- by La Divina Tango Boutique
- 23 April 2023
- Style Guide, Tango Life
There is a reason velvet refuses to retire. The material has carried the weight of centuries — court fashion, evening dress, theatre — and yet it arrives at the milonga without irony or apology. It belongs there. Velvet on the tango floor is not a trend; it is a homecoming.
The properties that made velvet the choice of nineteenth-century salons are precisely the properties that suit tango. The pile of the weave — those tiny upright fibres that give velvet its character — catches and releases light in a way no flat fabric can. Under the warm amber of a Buenos Aires milonga, this is the difference between being visible and being remembered.
Velvet also moves with discipline. Unlike chiffon, which floats, or silk, which slides, velvet has a measured fall. It holds the shape the cut intended. A velvet skirt drapes; a velvet bodice frames. The fabric does the work that costume jewellery would otherwise have to do.
There is also the matter of touch. Tango is a close embrace. The partner who places a hand at your back will register the texture of what you are wearing — not consciously, but as part of the silent vocabulary that the dance is built on. Velvet, with its soft, dense surface, reads as care: care in the choice of material, in the cut of the garment, in the attention paid to the experience of being held.
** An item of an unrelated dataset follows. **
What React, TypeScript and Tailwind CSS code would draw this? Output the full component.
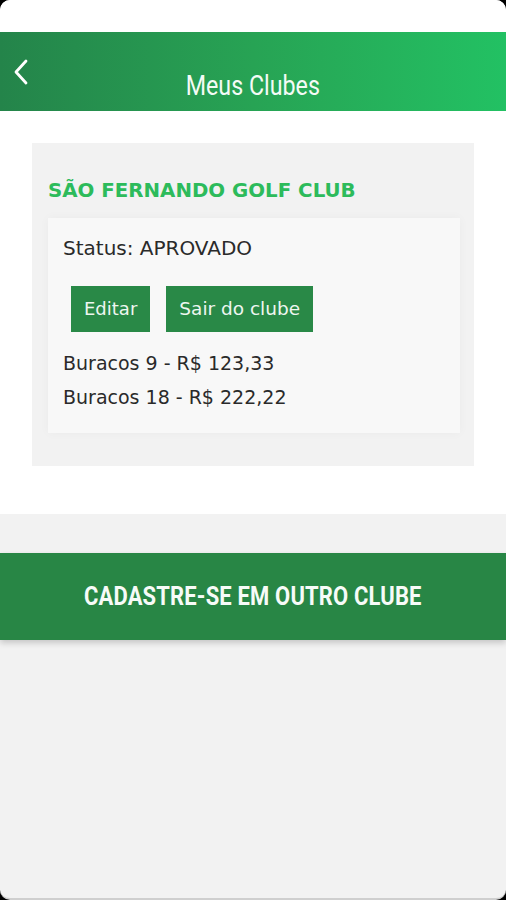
import React from 'react';

const body = { fontFamily: '"DejaVu Sans", "Noto Sans", sans-serif' };
const cond = { fontFamily: 'Roboto, "Liberation Sans", sans-serif' };

function BackArrow() {
  return (
    <svg width="16" height="26" viewBox="0 0 16 26" className="block">
      <polyline
        points="13,2 3,13 13,24"
        fill="none"
        stroke="#ffffff"
        strokeWidth="2.8"
        strokeLinecap="round"
        strokeLinejoin="round"
      />
    </svg>
  );
}

export default function App() {
  const prices = [
    { holes: 9, price: '123,33' },
    { holes: 18, price: '222,22' },
  ];

  return (
    <div className="w-[506px] h-[900px] bg-black">
      <div className="h-full flex flex-col rounded-[10px] overflow-hidden bg-[#f2f2f2] border-b-2 border-[#cfcfcf]">
        <div className="h-[32px] bg-white shrink-0" />

        <header className="h-[79px] shrink-0 relative flex items-center justify-center bg-gradient-to-r from-[#24844a] via-[#27a354] to-[#22c163]">
          <button className="absolute left-[13px] top-[27px]">
            <BackArrow />
          </button>
          <h1 className="pt-[28px] text-[28px] leading-[32px] text-[#f4fbf6]" style={cond}>
            <span className="inline-block scale-x-[0.83]">Meus Clubes</span>
          </h1>
        </header>

        <section className="bg-white px-[32px] pt-[32px] pb-[48px] shrink-0">
          <div className="bg-[#f2f2f2] pt-[36px] pb-[33px] pl-[16px] pr-[14px]">
            <h2 className="text-[19.8px] leading-[24px] font-bold text-[#2dbb5b]" style={body}>
              SÃO FERNANDO GOLF CLUB
            </h2>

            <div className="mt-[15px] bg-[#f8f8f8] shadow-[0_0_10px_rgba(0,0,0,0.035)] px-[15px] pt-[18px] pb-[19px]" style={body}>
              <p className="text-[20px] leading-[24px] text-[#2a2a2a]">Status: APROVADO</p>

              <div className="mt-[26px] ml-[8px] flex gap-[16px]">
                <button className="h-[46px] px-[13px] bg-[#298947] text-[#eef6f0] text-[18px] leading-none">
                  Editar
                </button>
                <button className="h-[46px] px-[13px] bg-[#298947] text-[#eef6f0] text-[18.5px] leading-none">
                  Sair do clube
                </button>
              </div>

              <div className="mt-[14px] text-[19px] leading-[34px] text-[#2a2a2a]">
                {prices.map((p) => (
                  <p key={p.holes}>
                    Buracos {p.holes} - R$ {p.price}
                  </p>
                ))}
              </div>
            </div>
          </div>
        </section>

        <div className="h-[39px] shrink-0" />

        <button
          className="h-[87px] shrink-0 w-full bg-[#288645] flex items-center justify-center shadow-[0_3px_6px_rgba(0,0,0,0.18)]"
          style={cond}
        >
          <span className="inline-block scale-x-[0.845] text-[26px] font-bold text-[#f7fbf8] tracking-[0.2px]">
            CADASTRE-SE EM OUTRO CLUBE
          </span>
        </button>
      </div>
    </div>
  );
}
Colour matters, too. Black velvet is the classical answer, and rightly so — it disappears the seams and lets the line of the body speak. But the tango wardrobe has room for more. Emerald, burgundy, midnight navy, plum: these are the velvets of opera-house Europe, brought into the milonga without losing their seriousness. Champagne and silver tones, often woven with metallic thread, do something else entirely — they catch the light like jewellery does, transforming the dancer into a moving source of warmth.
A note of restraint: velvet rewards quiet styling. A velvet dress wants no embellishment. A velvet skirt wants a simple top that lets the fabric do its work. The mistake is to pile decoration onto a material that is already, in itself, a statement.
There are seasons in fashion. Velvet is not one of them. It is, quietly and reliably, the material that the tango floor keeps returning to.